Es ist ein sehr intimer, sparsam inszenierter, minimalistischer Film an einem einzigen Schauplatz: Die Rumänin Ana Dumitrescu folgt ihrem Protagonisten in sein Haus, beobachtet ihn beim Reden, Rauchen oder dem Betrachten von Fotos und dokumentiert das Überleben im Auf und Ab der Zeiten. Licu blieb nichts erspart, er erlebte den Zweiten Weltkrieg, die grausame Ceausescu-Ära mit Enteignungen und Gulag, die Revolution von 1989, bei der er um ein Haar erschossen wurde, und den korrupten Post-Kommunismus.

Mit Schwarzweißbildern von schlichter Eleganz, dezenter, stimmiger Musik aus vergangenen Zeiten und Fotografien, die der Protagonist als Hobbyfotograf in eigenem Labor entwickelte, entfaltet das Werk auch visuell eine große Kraft.

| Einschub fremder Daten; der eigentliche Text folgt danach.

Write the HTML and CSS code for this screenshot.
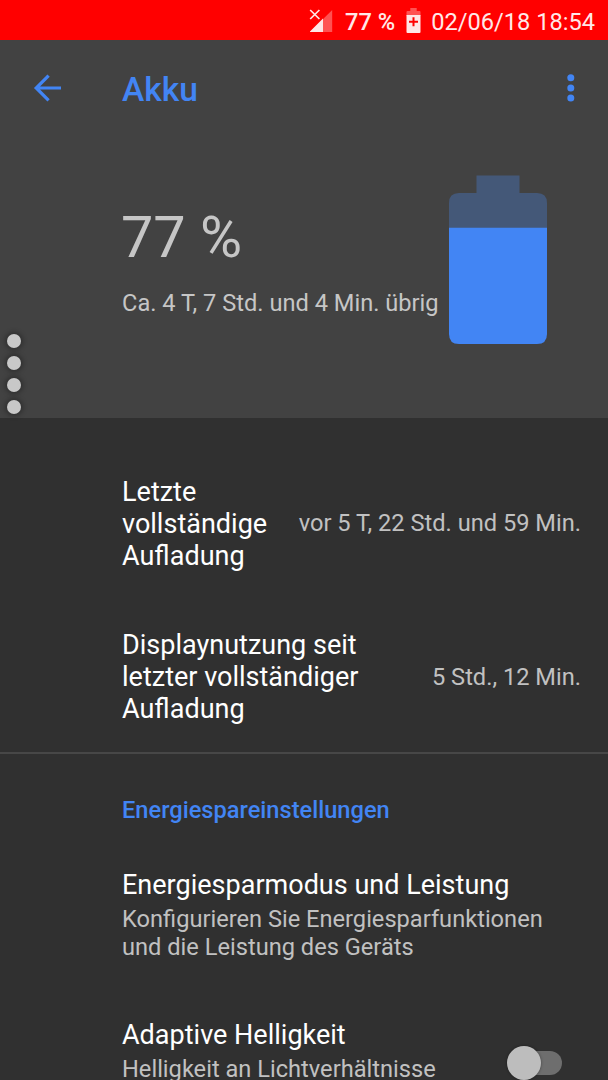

Ein spannendes Stück Sozialgeschichte entdeckte schließlich auch die Französin Sophie Bredier in dem in der Normandie gelegenen Château Bénouville, das erst nach einer Rundumsanierung vor ein paar Jahren zu einer touristischen Sehenswürdigkeit avancierte: Von 1929 bis 1985 diente es als ein Heim für alleinstehende schwangere Frauen, die die Chance hatten, in diesem Secret Nest ihre Kinder anonym zu gebären.

Es sind ambivalente Erinnerungen, die in diesem alten Gebäude aufflammen: Die Zeitzeuginnen, die hier geboren und zur Adoption freigegeben wurden, verbinden mit ihm frühkindliche Traumen; den damals werdenden Müttern diente es zumindest auch als ein Schutzraum gegen die unbarmherzige Gesellschaft, die nur eheliche Kinder anerkannte.

Immerhin kehrten einige Frauen sogar ein zweites Mal an diesen Ort zurück, um ein weiteres uneheliches Kind dort auszutragen. Mit einigen solcher sehr komplexen, komplizierten Biografien, die stark verknappt für den Zuschauer etwas unverständlich bleiben, und einigen uneleganten Schnitten hat der Film auch Schwächen. Mit seinem interessanten Sujet und der verdienstvollen, aufwendigen Rechercheleistung bescherte er aber dem ansonsten eher mittelprächtigen Hauptwettbewerb einen kostbaren Beitrag gegen die wachsende Geschichtslosigkeit.